Appomattox Regional Governor's School for the Arts and Technology, Petersburg, Virginia
My mother’s whole life has been like one of those trashy MTV shows I used to watch in secret. Her mother—my grandmother—worked multiple jobs. She moved my mom and uncle from one dingy motel room to the next, smoked cigarettes, and let the scent linger beneath her nails. She didn’t have time for her daughter. Much like her predecessor, my momma filled in the gaps with cigarettes and sex. She’d been desensitized to everything from a young age; to her mother, these habits were seen as pastimes.
I remember listening to Momma tell me bits and pieces of her childhood. She was a chubby, freckled redhead, and, according to her, that was the ugliest combination of the 90s. Little girls cackled and called her every word for fat their juvenile brains could think of. She only felt pretty when her mom dolled her up and took her out for double dates with men twice her age. As she got older, her awkward ridges smoothed over, and the girls of her childhood came around. But the men were always there
Not much is known about my father, except for the fact that he’s a good liar. I see pictures of him as a kid once in a blue moon, whenever my mom decides to show me. We have the same ridge beneath our lips, the same rounded jawline. Sometimes I catch my mom’s gaze lingering on my face too long. I always know why. My parents met when my momma was eighteen. To her, he looked promising—tall, dark, intelligent, protective. He said he was twenty. She believed him. In him, she saw hope and stability. In her, he saw an easy target.
I tell people my father didn’t stick around, but I know that’s not entirely true.
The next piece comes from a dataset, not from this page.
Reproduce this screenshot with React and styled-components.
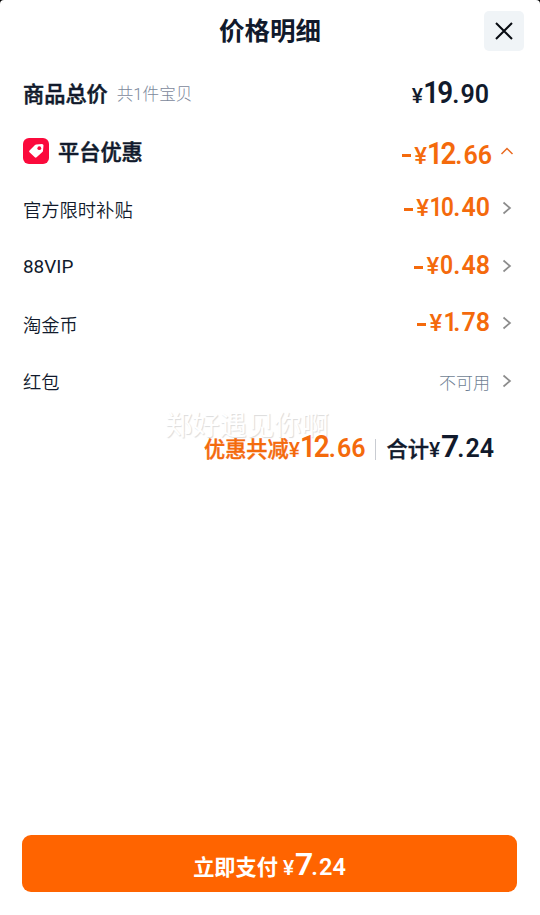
import styled, { createGlobalStyle } from 'styled-components';

const GlobalStyle = createGlobalStyle`
  * {
    box-sizing: border-box;
  }
  body {
    margin: 0;
    background: #000;
    font-family: "Noto Sans CJK SC", sans-serif;
    color: #111a2c;
  }
`

const Sheet = styled.main`
  height: 915px;
  width: 540px;
  display: flex;
  flex-direction: column;
  background: #fff;
  border-radius: 4px 4px 0 0;
  overflow: hidden;
`

const Header = styled.header`
  display: grid;
  grid-template-columns: 1fr auto 1fr;
  align-items: center;
  height: 62px;
  padding: 0 16px;
`

const Title = styled.h1`
  grid-column: 2;
  margin: 0;
  padding-bottom: 5px;
  font-size: 25.5px;
  font-weight: 700;
  line-height: 40px;
`

const CloseButton = styled.button`
  justify-self: end;
  display: flex;
  align-items: center;
  justify-content: center;
  width: 40px;
  height: 40px;
  padding: 0;
  border: none;
  border-radius: 5px;
  background: #f0f4f7;
`

const Row = styled.div`
  display: flex;
  align-items: center;
  height: ${p => p.$height || 57.5}px;
  padding: 0 23px;
`

const Heading = styled.h2`
  margin: 0;
  padding-top: ${p => p.$drop || 0}px;
  font-size: 21.2px;
  font-weight: 500;
  line-height: 30px;
  -webkit-text-stroke: 0.5px currentColor;
`

const Count = styled.span`
  margin-left: 9px;
  padding-top: 2px;
  font-family: Roboto, "Noto Sans CJK SC", sans-serif;
  font-size: 16.6px;
  font-weight: 300;
  color: #7c889b;
`

const Badge = styled.span`
  display: flex;
  width: 26px;
  height: 26px;
  margin: 0 9px 0 0;
  border-radius: 6px;
  background: #fb0a3c;
`

const Label = styled.span`
  padding-top: ${p => p.$latin ? 2 : 1}px;
  font-family: ${p => p.$latin ? 'Roboto, sans-serif' : 'inherit'};
  font-size: ${p => p.$latin ? 18.9 : 18.3}px;
  font-weight: ${p => p.$latin ? 400 : 350};
`

const End = styled.div`
  display: flex;
  align-items: center;
  margin-left: auto;
  padding-right: ${p => p.$inset || 0}px;
`

const Unavailable = styled.span`
  padding-top: 1px;
  font-size: 17px;
  font-weight: 300;
  color: #6f7f94;
`

const Arrow = styled.svg`
  width: 10px;
  height: 14px;
  margin: 0 5px 0 12px;
  fill: none;
  stroke: #8c8c8c;
  stroke-width: 1.7;
`

const ArrowUp = styled.svg`
  width: 14px;
  height: 10px;
  margin: 0 3px 0 8px;
  fill: none;
  stroke: #e96a20;
  stroke-width: 1.5;
`

const Amount = styled.span`
  display: flex;
  align-items: baseline;
  padding-top: ${p => p.$drop || 0}px;
  font-family: Roboto, sans-serif;
  font-weight: 600;
  line-height: 36px;
  color: ${p => p.$color || 'inherit'};
`

const Minus = styled.span`
  width: 9px;
  height: 2.6px;
  align-self: center;
  margin: 3px 3px 0 0;
  background: currentColor;
`

const Yen = styled.span`
  margin-right: 1px;
  font-size: ${p => p.$size}px;
  font-weight: 500;
`

// digits are squeezed a little, the left margin takes up the freed width
const Whole = styled.span`
  font-size: ${p => p.$size}px;
  letter-spacing: ${p => p.$tight || 0}px;
  margin-left: ${p => -p.$digits * p.$size * 0.56 * (1 - p.$squeeze)}px;
  transform: scaleX(${p => p.$squeeze});
  transform-origin: right;
`

const Cents = styled.span`
  font-size: ${p => p.$size}px;
`

const Dot = styled.span`
  margin: 0 1px 0 ${p => p.$gap}px;
`

const Total = styled.div`
  position: relative;
  display: flex;
  align-items: baseline;
  justify-content: flex-end;
  height: 58px;
  padding: 18px 46px 0 0;
`

const Divider = styled.span`
  align-self: flex-start;
  width: 1px;
  height: 21px;
  margin: 11px 10px 0;
  background: #c9ccd2;
`

const TotalLabel = styled.span`
  font-size: 21.2px;
  font-weight: 500;
  line-height: 36px;
  color: ${p => p.$color || 'inherit'};
  -webkit-text-stroke: 0.4px currentColor;
`

// account name watermark, runs just under the totals
const Watermark = styled.span`
  position: absolute;
  top: 403px;
  left: 165px;
  font-size: 27.3px;
  font-weight: 400;
  line-height: 40px;
  color: #fff;
  text-shadow: 1px 1px 1px #dcdcdc;
  pointer-events: none;
`

const PayButton = styled.button`
  display: flex;
  align-items: baseline;
  justify-content: center;
  height: 57px;
  margin: auto 23px 23px 22px;
  padding: 11px 0 0;
  border: none;
  border-radius: 9px;
  background: #ff6400;
  color: #fff;
  font-family: inherit;
`

const PayLabel = styled.span`
  margin-right: 5px;
  font-size: 21.2px;
  font-weight: 700;
  line-height: 36px;
`

const ORANGE = '#f46a0c'

function Price({ value, color, minus, small, tight = -2, squeeze = 0.87, drop, cents = 25 }) {
  const [whole, rest] = value.split('.')
  return (
    <Amount $color={color} $drop={drop}>
      {minus && <Minus />}
      <Yen $size={minus ? 24 : 21}>¥</Yen>
      <Whole $size={small ? 25 : 32} $tight={tight} $squeeze={squeeze} $digits={whole.length}>{whole}</Whole>
      <Cents $size={cents}><Dot $gap={small ? 0.5 : 1}>.</Dot>{rest}</Cents>
    </Amount>
  )
}

function Next() {
  return (
    <Arrow viewBox="0 0 10 14">
      <path d="M1.500 1.500 8 7l-6.500 5.500" />
    </Arrow>
  )
}

const discounts = [
  { label: '官方限时补贴', value: '10.40', tight: -1.5, squeeze: 0.9 },
  { label: '88VIP', value: '0.48', latin: true, tight: -0.5, squeeze: 0.92 },
  { label: '淘金币', value: '1.78', tight: -4, squeeze: 0.95 },
]

export default function App() {
  return (
    <>
      <GlobalStyle />
      <Sheet>
        <Header>
          <Title>价格明细</Title>
          <CloseButton aria-label="关闭">
            <svg width="18" height="18" viewBox="0 0 18 18" fill="none" stroke="#080b12" strokeWidth="2">
              <path d="M1 1l16 16M17 1 1 17" />
            </svg>
          </CloseButton>
        </Header>

        <Row $height={60}>
          <Heading $drop={2}>商品总价</Heading>
          <Count>共1件宝贝</Count>
          <End $inset={28}>
            <Price value="19.90" tight={-2.2} drop={4} />
          </End>
        </Row>

        <Row>
          <Badge>
            <svg width="26" height="26" viewBox="0 0 26 26">
              <path d="M13.200 6.600 19 6q1.500 0 1.500 1.500l-.5 5.300q0 .7-.6 1.200l-5.800 5.300q-.9.900-1.800 0L6.500 14.300q-.9-.9 0-1.800L12 7.100q.5-.5 1.200-.5Z" fill="#fff" />
              <circle cx="16.300" cy="10.200" r="1.900" fill="#fb0a3c" />
            </svg>
          </Badge>
          <Heading>平台优惠</Heading>
          <End>
            <Price value="12.66" color={ORANGE} minus tight={-2.8} drop={7} />
            <ArrowUp viewBox="0 0 14 10">
              <path d="M1.500 8 7 2.500 12.500 8" />
            </ArrowUp>
          </End>
        </Row>

        {discounts.map(d => (
          <Row key={d.label}>
            <Label $latin={d.latin}>{d.label}</Label>
            <End>
              <Price value={d.value} color={ORANGE} minus small tight={d.tight} squeeze={d.squeeze} />
              <Next />
            </End>
          </Row>
        ))}

        <Row>
          <Label>红包</Label>
          <End>
            <Unavailable>不可用</Unavailable>
            <Next />
          </End>
        </Row>

        <Watermark>郑好遇见你啊</Watermark>
        <Total>
          <TotalLabel $color={ORANGE}>优惠共减</TotalLabel>
          <Price value="12.66" color={ORANGE} tight={-2.5} />
          <Divider />
          <TotalLabel>合计</TotalLabel>
          <Price value="7.24" squeeze={1} tight={-3} />
        </Total>

        <PayButton>
          <PayLabel>立即支付</PayLabel>
          <Price value="7.24" squeeze={1} tight={-3} cents={23.5} />
        </PayButton>
      </Sheet>
    </>
  )
}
He still forces himself into my stream of consciousness. My momma once said I look exactly like my father during one of our arguments. Every once in a while, I search him up on Facebook and grieve over our striking resemblance. To me, he is calculated affection and explosive anger. The more I dwell on it, the more I realize the apple doesn’t fall far from the tree. My anger scalds my cheeks. My promises are sporadically kept. Sometimes I find myself ready to hurt others to get what I want.
My mother is everything I hate about myself. We spill our guts to get what we want, and we explode when it doesn’t work. Our tears grate against our waterlines; we are pretty only sometimes. The faults before me have become my own. Even during my happiest moments, there is a collision within me—father and mother, hunter and hunted, them and me.